The Flying Squad was an elite unit of police officers back in the 1970s with officers hand- picked by and led by now deceased Police Commissioner Randolph Burroughs, to tackle serious crimes especially murder.
Over the years of its existence, whispers abounded that the Flying Squad was allegedly carrying out extra-judicial killings on known criminals. However, it was credited with markedly reducing crime.
“There were some good elements in the Flying Squad. Of course they did some very wrong things which have to change. Let us go back and see what worked well in the past. Whatever worked well, let’s do (it again),” Warner said.
He said while the People’s Partnership has dismantled security agencies formed under the PNM such as the Special Anti-Crime Unit (SAUTT), these units are being replaced with agencies that “are more responsible and accountable.”
While he reiterated his opposition to the 21st Century Policing Initiative, Warner declined to comment on the performance of Police Commissioner Dwayne Gibbs. Saying that, “sometimes you have to crush grapes to get wine”, Warner added he is sure Gibbs was “a reasonable man”.
Saying that while certain serious crimes are down, “once murders go up that is the yardstick by which people judge you...and this has to come down.”

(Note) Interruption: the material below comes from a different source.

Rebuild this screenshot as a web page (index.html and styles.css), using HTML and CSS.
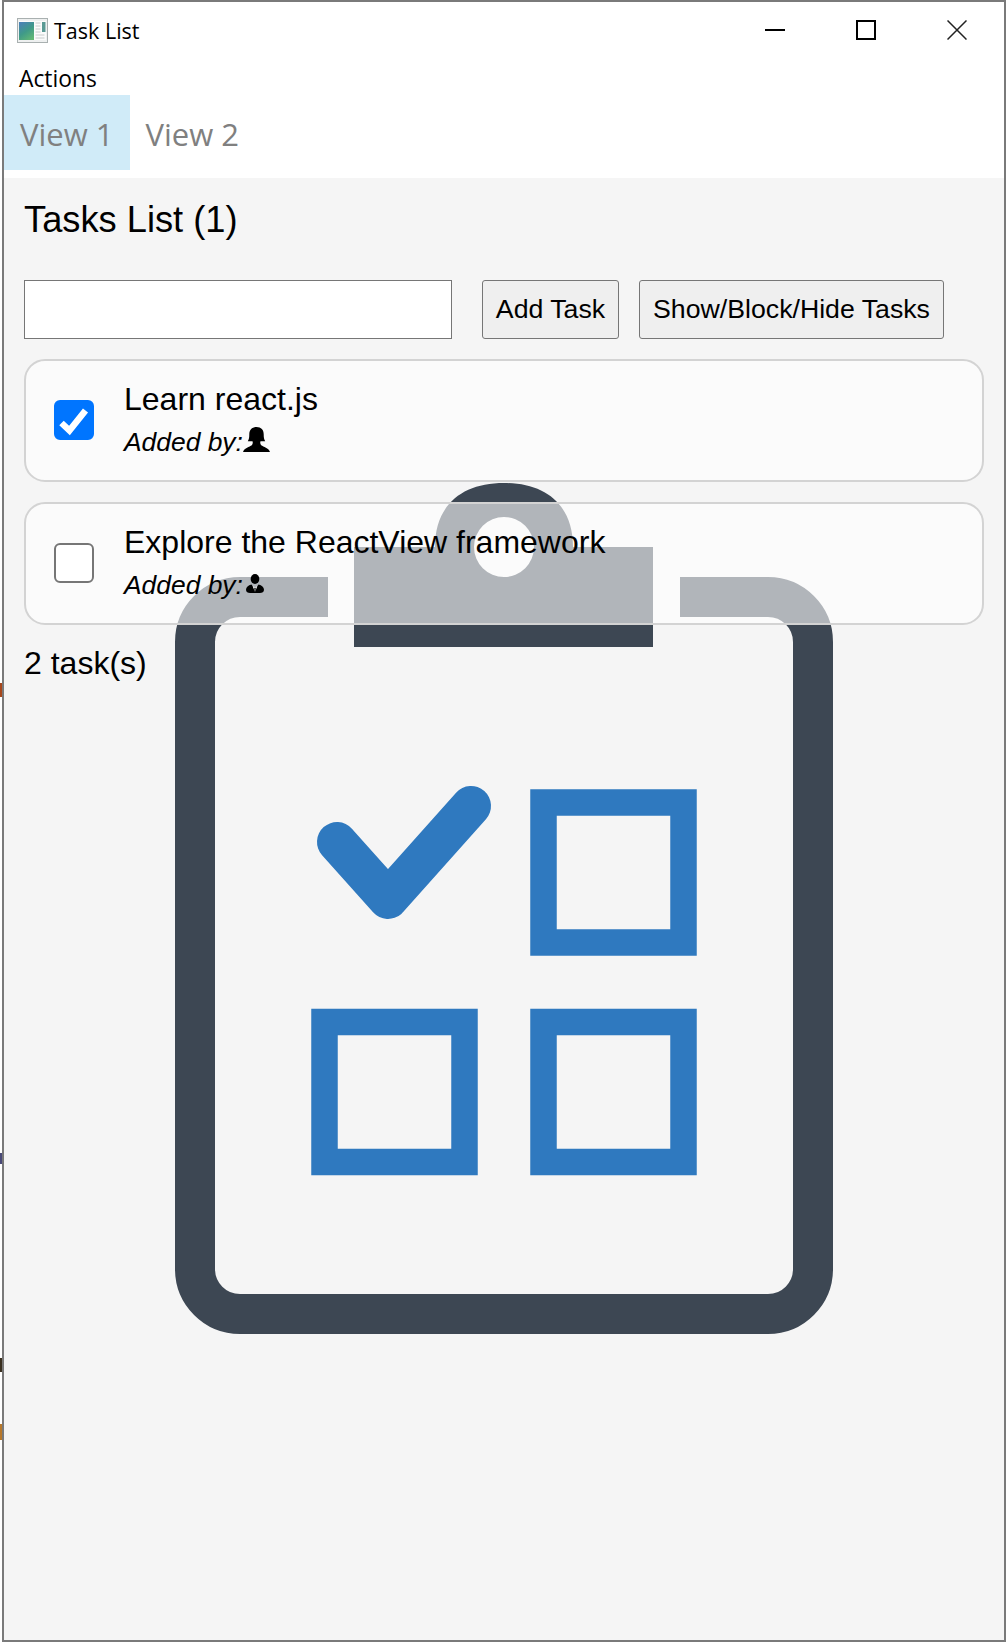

“We have on our hands here a kind of urban warfare. Urban warfare has to be met frontally and we can’t run. We must take this country back. Street by street, corner by corner,” Warner declared.
He vowed to be even more visible than when he was Works Minister.
“You will see me on the block, like you’ve never seen me before. If you think you’ve seen me digging roads and bridges and things, you will see me more than that and sooner rather than later.”
Prime Minister Kamla Persad-Bissessar yesterday again stoutly defended Warner over allegations of his involvement in wrongdoing while he was a vice president in world football governing body FIFA.
“Allegations are allegations and they will forever be allegations. Should there not have been allegations, somebody would have been in jail,” she said.
Persad-Bissessar praised Warner’s predecessor John Sandy as a “tremendously wonderfully human” who, “helped us to bring crime down.”